Ertesi yıl, İspanya İç Savaşı patlak verince, Cumhuriyetçiler'e katılır, uluslararası bir hava filosu kurar Malraux. Bir yıl sonra, İspanya deneyimini dile getirdiği Umut romanı yayımlanacak ve yazarın kendisi tarafından beyazperdeye aktarılacaktır.
Ardından, II. Dünya Savaşı yılları. Bir Fransız tank birliğine yazılır; yakalanırsa da, kaçmayı başararak Direniş'e katılır. Almanlar tarafından vurularak yakalanır, Fransız İç Güçleri'nce kurtarılır; Özgür Fransa tugayını kurar. Alsace cephesinde General De Gaulle ile tanışması, bundan sonraki hayatında önemli bir rol oynayacaktır.

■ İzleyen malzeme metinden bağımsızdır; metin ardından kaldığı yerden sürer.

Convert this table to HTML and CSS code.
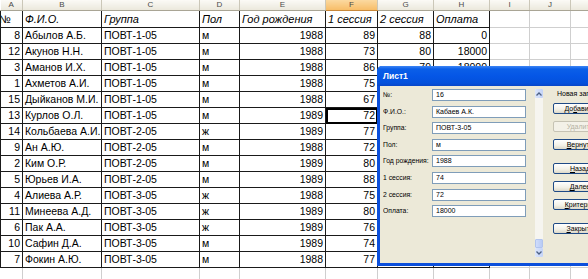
FILE: index.html
```html
<!DOCTYPE html>
<html lang="ru">
<head>
<meta charset="utf-8">
<link rel="stylesheet" href="styles.css">
</head>
<body>
<table class="sheet">
  <colgroup>
    <col class="c-a"><col class="c-b"><col class="c-c"><col class="c-d"><col class="c-e"><col class="c-f"><col class="c-g"><col class="c-h"><col class="c-i"><col class="c-j"><col class="c-k">
  </colgroup>
  <tr class="letters">
    <th>A</th><th>B</th><th>C</th><th>D</th><th>E</th><th class="sel">F</th><th>G</th><th>H</th><th>I</th><th>J</th><th></th>
  </tr>
  <tr class="titles">
    <td class="no">№</td><td>Ф.И.О.</td><td>Группа</td><td>Пол</td><td>Год рождения</td><td>1 сессия</td><td>2 сессия</td><td>Оплата</td><td class="blank"></td><td class="blank"></td><td class="blank"></td>
  </tr>
  <tr><td class="n">8</td><td>Абылов А.Б.</td><td>ПОВТ-1-05</td><td>м</td><td class="n">1988</td><td class="n">89</td><td class="n">88</td><td class="n">0</td><td class="blank"></td><td class="blank"></td><td class="blank"></td></tr>
  <tr><td class="n">12</td><td>Акунов Н.Н.</td><td>ПОВТ-1-05</td><td>м</td><td class="n">1988</td><td class="n">73</td><td class="n">80</td><td class="n">18000</td><td class="blank"></td><td class="blank"></td><td class="blank"></td></tr>
  <tr><td class="n">3</td><td>Аманов И.Х.</td><td>ПОВТ-1-05</td><td>м</td><td class="n">1988</td><td class="n">86</td><td class="n">79</td><td class="n">18000</td><td class="blank"></td><td class="blank"></td><td class="blank"></td></tr>
  <tr><td class="n">1</td><td>Ахметов А.И.</td><td>ПОВТ-1-05</td><td>м</td><td class="n">1988</td><td class="n">75</td><td class="n">80</td><td class="n">18000</td><td class="blank"></td><td class="blank"></td><td class="blank"></td></tr>
  <tr><td class="n">15</td><td>Дыйканов М.И.</td><td>ПОВТ-1-05</td><td>м</td><td class="n">1988</td><td class="n">67</td><td class="n">70</td><td class="n">18000</td><td class="blank"></td><td class="blank"></td><td class="blank"></td></tr>
  <tr><td class="n">13</td><td>Курлов О.Л.</td><td>ПОВТ-1-05</td><td>м</td><td class="n">1989</td><td class="n active">72</td><td class="n">75</td><td class="n">18000</td><td class="blank"></td><td class="blank"></td><td class="blank"></td></tr>
  <tr><td class="n">14</td><td>Кольбаева А.И.</td><td>ПОВТ-2-05</td><td>ж</td><td class="n">1989</td><td class="n">77</td><td class="n">80</td><td class="n">18000</td><td class="blank"></td><td class="blank"></td><td class="blank"></td></tr>
  <tr><td class="n">9</td><td>Ан А.Ю.</td><td>ПОВТ-2-05</td><td>м</td><td class="n">1988</td><td class="n">72</td><td class="n">74</td><td class="n">18000</td><td class="blank"></td><td class="blank"></td><td class="blank"></td></tr>
  <tr><td class="n">2</td><td>Ким О.Р.</td><td>ПОВТ-2-05</td><td>м</td><td class="n">1989</td><td class="n">80</td><td class="n">82</td><td class="n">18000</td><td class="blank"></td><td class="blank"></td><td class="blank"></td></tr>
  <tr><td class="n">5</td><td>Юрьев И.А.</td><td>ПОВТ-2-05</td><td>м</td><td class="n">1989</td><td class="n">88</td><td class="n">85</td><td class="n">18000</td><td class="blank"></td><td class="blank"></td><td class="blank"></td></tr>
  <tr><td class="n">4</td><td>Алиева А.Р.</td><td>ПОВТ-3-05</td><td>ж</td><td class="n">1988</td><td class="n">75</td><td class="n">78</td><td class="n">18000</td><td class="blank"></td><td class="blank"></td><td class="blank"></td></tr>
  <tr><td class="n">11</td><td>Минеева А.Д.</td><td>ПОВТ-3-05</td><td>ж</td><td class="n">1989</td><td class="n">80</td><td class="n">77</td><td class="n">18000</td><td class="blank"></td><td class="blank"></td><td class="blank"></td></tr>
  <tr><td class="n">6</td><td>Пак А.А.</td><td>ПОВТ-3-05</td><td>ж</td><td class="n">1989</td><td class="n">76</td><td class="n">79</td><td class="n">18000</td><td class="blank"></td><td class="blank"></td><td class="blank"></td></tr>
  <tr><td class="n">10</td><td>Сафин Д.А.</td><td>ПОВТ-3-05</td><td>м</td><td class="n">1989</td><td class="n">74</td><td class="n">73</td><td class="n">18000</td><td class="blank"></td><td class="blank"></td><td class="blank"></td></tr>
  <tr><td class="n">7</td><td>Фокин А.Ю.</td><td>ПОВТ-3-05</td><td>м</td><td class="n">1988</td><td class="n">77</td><td class="n">72</td><td class="n">18000</td><td class="blank"></td><td class="blank"></td><td class="blank"></td></tr>
  <tr class="empty"><td></td><td></td><td></td><td></td><td></td><td></td><td></td><td></td><td></td><td></td><td></td></tr>
</table>

<div class="dlg">
  <div class="title">Лист1</div>
  <div class="body">
    <div class="fields">
      <label>№:</label><div class="box">16</div>
      <label>Ф.И.О.:</label><div class="box">Кабаев А.К.</div>
      <label>Группа:</label><div class="box">ПОВТ-3-05</div>
      <label>Пол:</label><div class="box">м</div>
      <label>Год рождения:</label><div class="box">1988</div>
      <label>1 сессия:</label><div class="box">74</div>
      <label>2 сессия:</label><div class="box">72</div>
      <label>Оплата:</label><div class="box">18000</div>
    </div>
    <div class="scroll">
      <div class="arrow"><svg width="6" height="4" viewBox="0 0 6 4"><path d="M0.5 3.5 L3 1 L5.5 3.5" fill="none" stroke="#4d6185" stroke-width="1.3"/></svg></div>
      <div class="track"></div>
      <div class="thumb"></div>
      <div class="arrow"><svg width="6" height="4" viewBox="0 0 6 4"><path d="M0.5 0.5 L3 3 L5.5 0.5" fill="none" stroke="#4d6185" stroke-width="1.3"/></svg></div>
    </div>
    <div class="buttons">
      <div class="newrec">Новая запись</div>
      <div class="btn">До<u>б</u>авить</div>
      <div class="btn off">Удалить</div>
      <div class="btn"><u>В</u>ернуть</div>
      <div class="btn grp"><u>Н</u>азад</div>
      <div class="btn"><u>Д</u>алее</div>
      <div class="btn"><u>К</u>ритерии</div>
      <div class="btn grp"><u>З</u>акрыть</div>
    </div>
  </div>
</div>
</body>
</html>
```

FILE: styles.css
```css
html, body {
  margin: 0;
  padding: 0;
}
body {
  width: 588px;
  height: 279px;
  overflow: hidden;
  position: relative;
  background: #fff;
  font-family: "Liberation Sans", Arial, sans-serif;
}

.sheet {
  border-collapse: collapse;
  table-layout: fixed;
  width: 618px;
}
.c-a { width: 22px; }
.c-b { width: 79px; }
.c-c { width: 98px; }
.c-d { width: 40px; }
.c-e { width: 86px; }
.c-f { width: 52px; }
.c-g { width: 56px; }
.c-h { width: 56px; }
.c-i { width: 40px; }
.c-j { width: 41px; }
.c-k { width: 48px; }

.letters th {
  height: 10px;
  padding: 0;
  font-size: 8px;
  line-height: 10px;
  font-weight: normal;
  color: #4a4a4a;
  background: linear-gradient(#fbfaf6, #ebe8dc);
  border-right: 1px solid #cbc7b8;
  border-bottom: 1px solid #a9a595;
  text-align: center;
}
.letters th.sel {
  background: linear-gradient(#fbd9a0, #f7bd68);
  border-bottom-color: #c8883a;
}

.sheet td {
  height: 15px;
  padding: 0 2px;
  border: 1px solid #1a1a1a;
  font-size: 10.5px;
  line-height: 15px;
  color: #000;
  white-space: nowrap;
  overflow: hidden;
}
.sheet td.n {
  text-align: right;
}
.sheet td.blank {
  border: none;
  border-right: 1px solid #cfcfcf;
  border-bottom: 1px solid #cfcfcf;
}
.titles td {
  height: 16px;
  font-style: italic;
  font-size: 11px;
  line-height: 16px;
}
.titles td.no {
  padding-left: 0;
  text-indent: -2px;
  font-style: normal;
}
.sheet td.active {
  outline: 2px solid #000;
  outline-offset: -2px;
}
.empty td {
  border: none;
  border-right: 1px solid #cfcfcf;
  border-bottom: 1px solid #cfcfcf;
}

/* dialog */
.dlg {
  position: absolute;
  left: 377px;
  top: 66px;
  width: 244px;
  background: #0b4fdc;
  padding: 0 3px 3px 3px;
  border-radius: 5px 5px 0 0;
  font-family: "Liberation Sans", Arial, sans-serif;
}
.title {
  height: 20px;
  margin: 0 -3px;
  padding-left: 6px;
  color: #fff;
  font-weight: bold;
  font-size: 8.5px;
  line-height: 21px;
  border-radius: 5px 5px 0 0;
  background: linear-gradient(#3d85f5 0, #0b5fe8 3px, #0556e6 50%, #0451dc 85%, #0846c8 100%);
}
.body {
  background: #ece9d8;
  display: flex;
  padding: 3px 0 0 3px;
  box-sizing: border-box;
  height: 177px;
}
.fields {
  display: grid;
  grid-template-columns: 49px 94px;
  grid-auto-rows: 12px;
  row-gap: 4.6px;
  align-content: start;
}
.fields label {
  font-size: 6.8px;
  line-height: 12px;
  color: #000;
  white-space: nowrap;
  overflow: hidden;
}
.box {
  box-sizing: border-box;
  border: 1px solid #7f9db9;
  background: #fff;
  font-size: 7px;
  line-height: 10px;
  padding-left: 3px;
  color: #000;
}
.scroll {
  margin-left: 9px;
  width: 8px;
  height: 168px;
  display: flex;
  flex-direction: column;
  background: #f6f5f0;
}
.scroll .arrow {
  height: 9px;
  background: linear-gradient(90deg, #dce6fb, #c3d3f8);
  border-radius: 1px;
  display: flex;
  align-items: center;
  justify-content: center;
}
.scroll .track {
  flex: 1;
}
.scroll .thumb {
  height: 9px;
  background: linear-gradient(90deg, #cfdcfb, #b8cbf5);
  border: 1px solid #b1c4ee;
  box-sizing: border-box;
  border-radius: 1px;
}
.buttons {
  margin-left: 10px;
  width: 54px;
  display: flex;
  flex-direction: column;
  gap: 7px;
}
.newrec {
  font-size: 7px;
  line-height: 8px;
  margin: 1px 0 -2px 4px;
  white-space: nowrap;
}
.btn {
  height: 11px;
  box-sizing: border-box;
  border: 1px solid #1f4a86;
  border-radius: 2px;
  background: linear-gradient(#ffffff, #f2f0e6 60%, #dcd8c9);
  font-size: 7px;
  line-height: 9px;
  text-align: center;
  color: #000;
  white-space: nowrap;
}
.btn.off {
  color: #b5b2a3;
  border-color: #c6c3b4;
  background: #f3f1e8;
}
.btn.grp {
  margin-top: 6px;
}
```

Savaşın bitiminde kısa bir süre haberleşme bakanlığı yaptıktan sonra, Kuzey Fransa'da Boulogne'daki villasına çekilerek, sanat tarihi ve eleştirisine yönelir. Sanat Psikolojisi adlı yapıtının gözden geçirilmiş biçimi olan Sessizliğin Sesi'nde, bütün ülke ve dönemlere eğilen, ayrıntılı belgelerle dolu bir sanat tarihi yazacaktır. Malraux'ya göre, estetik üstüne düşünceler, tıpkı romanlarında dile getirdiği eylem felsefesi gibi, insanın yazgısını sorgulayışının ve verdiği yanıtların bir parçasıdır; sanat, yaratıcılığın en üstün anlatımıdır ve insanın içinde bulunduğu anlamsızlığı, değersizliği aşmasını sağlar. Malraux, bu yaklaşımını, Dünya Heykel Sanatının Düşsel Müzesi ve Tanrıların Değişimi'nde de sürdürecektir.
I. Dünya Savaşı'nda 13, Ekim Devrimi'nde 16, İspanya İç Savaşı'nda 35, II. Dünya Savaşı'nda 38 yaşında olan Malraux, 20. yüzyılın üç çeyreğini düşünerek, savaşarak, yöneterek ve yazarak kat etmiştir: Siyasal eylemci, romancı, sanat tarihçisi, eleştirmen, kültür bakanı, havacı, asker ve daha neler neler. Belki de, onun için en doğrusunu, resim sanatı üstüne bir sohbetten sonra Jacqueline Kennedy söylemiştir:
"Tam bir Rönesans insanı!"Malraux üzerine yazılmış en önemli yaşam öykülerinden birinin, Jean Laconture'ün 1973'te yayımlanan André Malraux'su olduğu söylenir.
Kimi yazarlar, yalnızca yapıtlarıyla etkiler okurları. Kimi yazarların hayatı, yapıtlarından daha çok ilgisini çeker insanların. Malraux ise, muhtemelen okurları, hem birkaç kişilik yaşanmış hayatı, hem de bu hayata eşlik eden kitaplarıyla derinden sarsmış pek az yazardan biriydi. Bu yüzden, en iyisi, onun iki özyaşam öyküsünü, Karşı Anılar ile Devrilen Meşeler'i okumaktır belki de.
İnsanlık Durumu
İnsanlık Durumu, Şanghay kentinin 1927 yılında milliyetçi Kuomintang ordularınca ele geçirilmesi sonrasında, şehirde yaşanan komünist direnişin hikâyesini anlatır. Başkent Pekin’in ve bütün ülkenin geleceğini belirleyen birkaç günlük süreç komünist liderleri ölüme götürürken, işçi kalabalıklarını da teslimiyet dolu bir acze sürükler. Yaşanan kitlesel trajedi, aynı zamanda bireyin çıkmazını da yansıtır: Anlamdan yoksun felaketler çağında yaşayan insanın en büyük uğraşı, hayatını anlamlı kılma çabasıdır. Ortak bir ülkü etrafında kenetlenseler de, insan olmanın mutlak yalnızlığından kaçamayan roman kahramanlarının her biri, erdemleriyle olduğu kadar zaaflarıyla da hayat karşısında bir tavrı temsil eder. Yirminci yüzyılın en önemli yazarları arasında sayılan André Malraux, Goncourt Ödülü kazanan ve kendisini dünya çapında üne kavuşturan romanını yazarken esas amacının, “insanların kendilerinde fark edemedikleri asaleti tasvir etmek” olduğunu söylemiştir.